ARE YOU STILL LOOKING TO RUN KYLE BUSCH IN THE TRUCKS NEXT YEAR AS A TEAMMATE TO JON WOOD? "We're definitely going to run Jon and Kyle next year. We're still trying to sell sponsors on the trucks this year, but that's something that we're working on as well. It's just unfortunate with everything that happened. We didn't land a sponsor for the 99, and like I said earlier, part of that is not having an identified driver. That happened on the first of December, that they (NASCAR) said we couldn't run Kyle, so we had to change our plans pretty quick."
JON WOOD-50-U.S. Navy Racing Ford F-150
HOW DOES THE DECISION TO RUN ONE TRUCK THIS WEEKEND AFFECT YOUR ABILITY TO ADAPT TO A TRACK LIKE DARLINGTON, A TRACK YOU HAVE NO PRIOR EXPERIENCE? "It's going to make things a little tougher not to have them around. Instead of having two shots at finding a decent setup, I'm only going to have one now. But, I'm confident enough in Dan (Binks, crew chief) and the team that we should be really good. They've been to a lot of places and have done a lot of different types of racing, so we should be OK. David Pearson is with us today and I'm hoping that his experience here in the past will help us this weekend. From what I'm told, this place hasn't changed in nearly 50 years, so we're relying on David to help bring us up to speed."

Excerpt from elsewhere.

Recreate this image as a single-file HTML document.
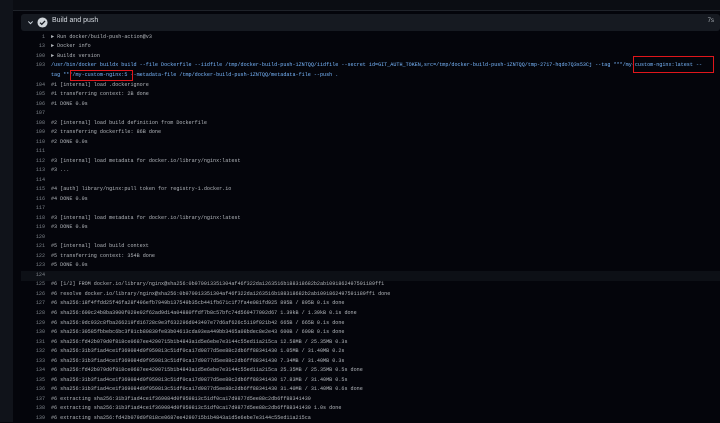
<!DOCTYPE html>
<html><head><style>
html,body{margin:0;padding:0;width:720px;height:422px;overflow:hidden;background:#04050b}
#left{position:absolute;left:0;top:0;width:13px;height:422px;background:#10131a}
#topline{position:absolute;left:13px;top:0;width:707px;height:10px;background:#0b0d13;border-bottom:1px solid #1f232a}
#hdr{position:absolute;left:21px;top:14px;width:699px;height:17px;background:#161a21;border-radius:3px}
#hdr .t{position:absolute;left:31px;top:3px;font:7px "Liberation Sans",sans-serif;color:#d6dbe1}
#hdr .s{position:absolute;right:6px;top:4px;font:6px "Liberation Sans",sans-serif;color:#b0b6bd}
.l{position:absolute;left:21px;height:9.5px;width:699px;font:5.1px/9.5px "Liberation Mono",monospace;color:#b3b7bc;white-space:pre}
.l .n{position:absolute;left:0;width:24px;text-align:right;color:#7d838a}
.l .c{position:absolute;left:30px}
.b{color:#79b8ff}
.box{position:absolute;border:1.5px solid #e0161b}
</style></head><body>
<div id="left"></div><div id="topline"></div>
<div id="hdr">
<svg style="position:absolute;left:6px;top:5px" width="7" height="7" viewBox="0 0 8 8"><path d="M1.5 2.8 L4 5.3 L6.5 2.8" stroke="#c9d1d9" stroke-width="1.1" fill="none"/></svg>
<svg style="position:absolute;left:16px;top:3px" width="11" height="11" viewBox="0 0 12 12"><circle cx="6" cy="6" r="5.5" fill="#d0d5da"/><path d="M3.3 6.2 L5.2 8 L8.8 4.3" stroke="#161a21" stroke-width="1.4" fill="none"/></svg>
<span class="t">Build and push</span><span class="s">7s</span></div>
<div style="position:absolute;left:21px;top:271px;width:699px;height:10px;background:#0d1016"></div>
<div id="lines"></div>
<div class="box" style="left:633px;top:56px;width:79px;height:15px"></div>
<div class="box" style="left:70px;top:70px;width:61px;height:9px"></div>
<script>
const L=[
["1","► Run docker/build-push-action@v3"],
["13","► Docker info"],
["100","► Buildx version"],
["103","<span class=b>/usr/bin/docker buildx build --file Dockerfile --iidfile /tmp/docker-build-push-1ZNTQQ/iidfile --secret id=GIT_AUTH_TOKEN,src=/tmp/docker-build-push-1ZNTQQ/tmp-2717-hqdo7Q3s53Cj --tag ***/my-custom-nginx:latest --</span>"],
["","<span class=b>tag ***/my-custom-nginx:5 --metadata-file /tmp/docker-build-push-1ZNTQQ/metadata-file --push .</span>"],
["104","#1 [internal] load .dockerignore"],
["105","#1 transferring context: 2B done"],
["106","#1 DONE 0.0s"],["107",""],
["108","#2 [internal] load build definition from Dockerfile"],
["109","#2 transferring dockerfile: 86B done"],
["110","#2 DONE 0.0s"],["111",""],
["112","#3 [internal] load metadata for docker.io/library/nginx:latest"],
["113","#3 ..."],["114",""],
["115","#4 [auth] library/nginx:pull token for registry-1.docker.io"],
["116","#4 DONE 0.0s"],["117",""],
["118","#3 [internal] load metadata for docker.io/library/nginx:latest"],
["119","#3 DONE 0.9s"],["120",""],
["121","#5 [internal] load build context"],
["122","#5 transferring context: 354B done"],
["123","#5 DONE 0.0s"],["124",""],
["125","#6 [1/2] FROM docker.io/library/nginx@sha256:0b970013351304af46f322da1263516b188318682b2ab1091862497591189ff1"],
["126","#6 resolve docker.io/library/nginx@sha256:0b970013351304af46f322da1263516b188318682b2ab1091862497591189ff1 done"],
["127","#6 sha256:18f4ffdd25f46fa28f496efb7949b137549b35cb441fb671c1f7fa4e081fd925 895B / 895B 0.1s done"],
["128","#6 sha256:600c24b8ba3900f029e02f62ad9d14a04880ffdf7b8c57bfc74d569477002d67 1.39kB / 1.39kB 0.1s done"],
["129","#6 sha256:9dc932c8fba266219fd16728c9e3f632296d043407e77d6af626c5119f021b42 665B / 665B 0.1s done"],
["130","#6 sha256:30585fbbebc6bc3f81cb80830fe83b04613cda93ea449bb3465a08bdec8e2e43 600B / 600B 0.1s done"],
["131","#6 sha256:fd42b079d0f818ce0687ee4290715b1b4843a1d5e6ebe7e3144c55ed11a215ca 12.58MB / 25.35MB 0.3s"],
["132","#6 sha256:31b3f1ad4ce1f369084d0f959813c51df0ca17d9877d5ee88c2db6ff88341430 1.05MB / 31.40MB 0.2s"],
["133","#6 sha256:31b3f1ad4ce1f369084d0f959813c51df0ca17d9877d5ee88c2db6ff88341430 7.34MB / 31.40MB 0.3s"],
["134","#6 sha256:fd42b079d0f818ce0687ee4290715b1b4843a1d5e6ebe7e3144c55ed11a215ca 25.35MB / 25.35MB 0.5s done"],
["135","#6 sha256:31b3f1ad4ce1f369084d0f959813c51df0ca17d9877d5ee88c2db6ff88341430 17.83MB / 31.40MB 0.5s"],
["136","#6 sha256:31b3f1ad4ce1f369084d0f959813c51df0ca17d9877d5ee88c2db6ff88341430 31.40MB / 31.40MB 0.6s done"],
["137","#6 extracting sha256:31b3f1ad4ce1f369084d0f959813c51df0ca17d9877d5ee88c2db6ff88341430"],
["138","#6 extracting sha256:31b3f1ad4ce1f369084d0f959813c51df0ca17d9877d5ee88c2db6ff88341430 1.0s done"],
["139","#6 extracting sha256:fd42b079d0f818ce0687ee4290715b1b4843a1d5e6ebe7e3144c55ed11a215ca"]];
let h="";L.forEach((r,i)=>{let y=i<5?32.5+i*9.6:80.5+(i-5)*9.52;h+=`<div class="l" style="top:${y}px"><span class="n">${r[0]}</span><span class="c">${r[1]}</span></div>`});
document.getElementById("lines").innerHTML=h;
</script>
</body></html>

DOES THIS CHANGE YOUR OUTLOOK FOR THE REST OF THE SEASON? "Not really. We set our goals based on what we thought we could do as a team. We'll all just have to work a little bit harder to achieve success, but we know that we have the talent and the experience to accomplish what we set out at the beginning of the year. I think that once we get to all of the tracks that I've run at before, it should help things out some."